Vaughn consecrated the mission to the Sacred Heart of Jesus “and named his missionaries the “Josephites,” because St. Joseph was honored as the “first missionary,” according to the Josephites website.

“What began as a mission to help the newly freed slaves in America evolved into the broader task of assisting all of the Black community,” the website states. “The Josephites continue in the tradition of Cardinal Vaughn and by the commission of Pope Pius IX, as a society dedicated solely to the service of the African American community.”

Along with the African American parishioners at Church of the Transfiguration in Los Angeles are Catholics from the Caribbean and throughout Africa, according to Josephite Father Godwin Akpan, 54, who has pastored the parish for nine months. 

Each Friday, the multicultural parish offers two hours of eucharistic adoration with devotions to the Sacred Heart, including reparation for sins against the Sacred Heart, an act of consecration, and litany, said Akpan, who is from Nigeria and was ordained in 2010.

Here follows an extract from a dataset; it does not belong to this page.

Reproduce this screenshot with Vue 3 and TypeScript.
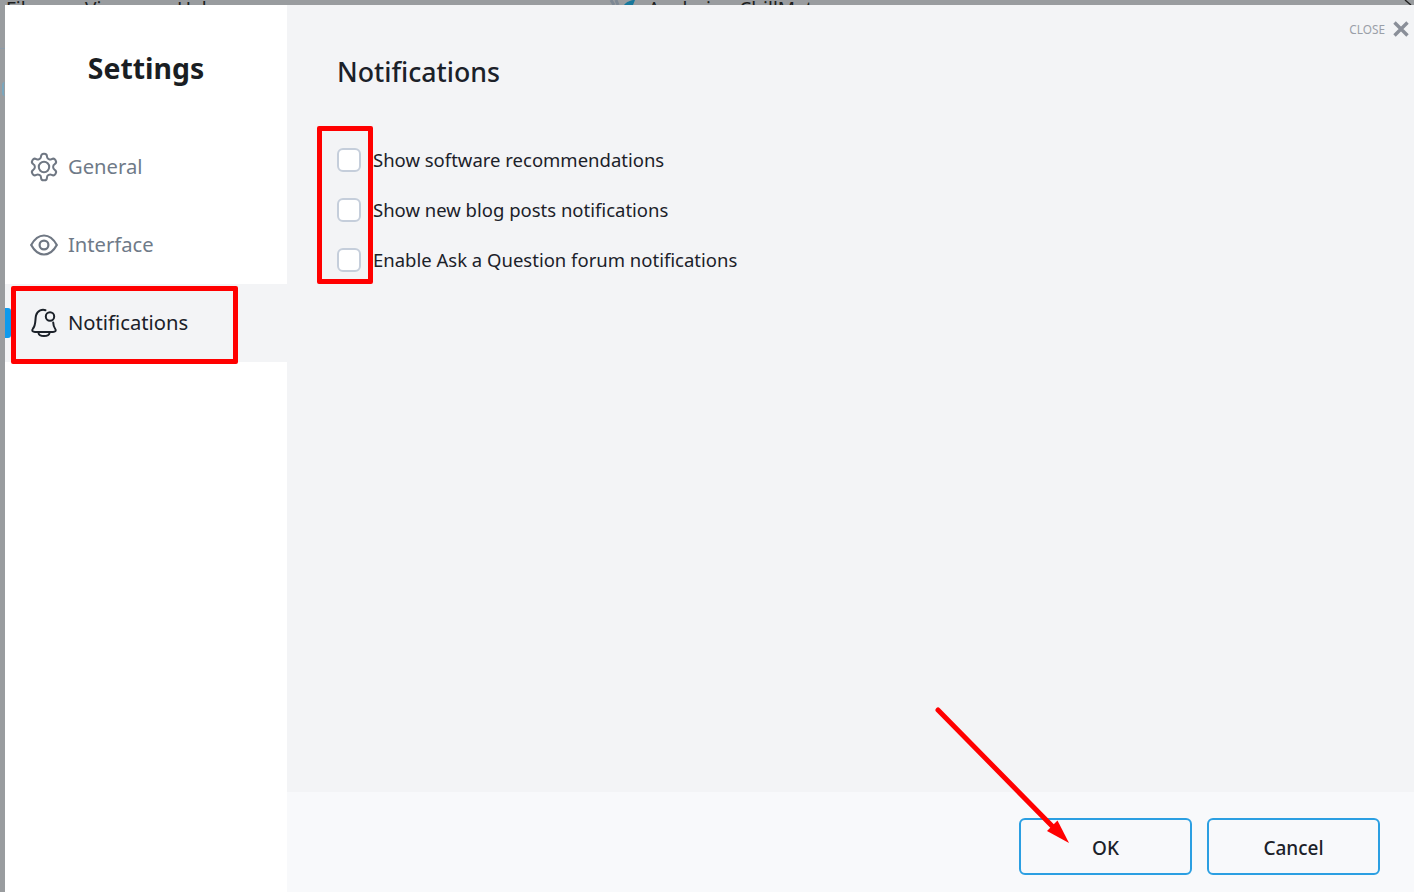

The parish’s commemoration of the solemnity of the Sacred Heart will be somewhat different this year, as the Archdiocese of Los Angeles has called all diocesan parishes to pray the litany to the Sacred Heart of Jesus at Mass or during a Holy Hour with the Blessed Sacrament in response to the scheduled June 16 Los Angeles Dodgers’ Pride Night celebration when the team will honor the Sisters of Perpetual Indulgence, a California-based group that has been accused of mocking the Catholic faith, desecrating the cross and Eucharist, and making light of religious sisters.

The Transfiguration congregation has a background in African American culture, music, and literature as well as an accomplished choir, said Akpan, who plays several instruments and sometimes performs with parishioners.  

“I enjoy the ministry because the spirituality, the music, the exuberance, the kind of language,” Akpan said. “We sing, we shout, so that kind of fit in for me, the spirituality of the faith back in Nigeria.”

Two other Josephite pastors are nearby leading the bilingual parishes of St. Brigid and Holy Name of Jesus, and the three pastors support each other, Akpan said.

The Josephites give something important back to the Black community, he said, and despite the decline in priestly vocations, he is confident they will continue to have priests.